Once you have become (as I say) unmoored from a specific religious ideology, you must arrive at new sets of definitions about life, meaning, value and purpose, or -- and here I will riff off of Chesterton's assertion -- you will become captured and enthralled by other currents that seem not to be religious and yet also seem to involve similar currents of religiousness, except applied to other systems of belief.
Now, Immanuel Can will likely label what I have written here as *rambling* and *wrong* and Heaven knows what else --but why (I ask)?
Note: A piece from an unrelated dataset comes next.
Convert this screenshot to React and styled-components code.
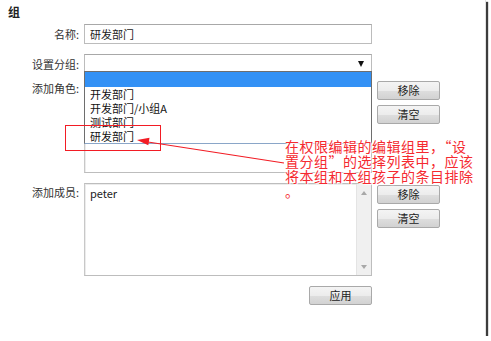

So let me sum up here by saying, again, something about the use of acute criticism of men and how they think, and what they think, and what they do when they are (say) captured by negative currents or currents of mass-thought. I mean specifically attacks against the man. Direct criticism of how men are. How distorted they can become. How unregulated in their thinking. How prone to the *hallucinations* I refer to. How susceptible of manipulation.
What do you propose? That I *blame ideas* only?
My position is that a) one must become capable of enunciating ideas in a fair, direct, and coherent manner, and at the same time b) not hold back from a sharp and direct critical analysis of the failings of men both in men *out there* (people, society) and in one's own self! The real art (if I can state it like this) of the use of criticism of the man is
that one does not keep oneself out of it.
Therefore, if I have referred to *religious fanaticism* and if I label it as a
negative, it must also be stated that I, as all of us, are as susceptible to it, in some form or other, as those we find it so easy to label. This is a Jungian idea I think: it is easy to see the *shadow* in others and to react against it, but harder, and yet imperative, to see the same things we criticize as operating in ourselves.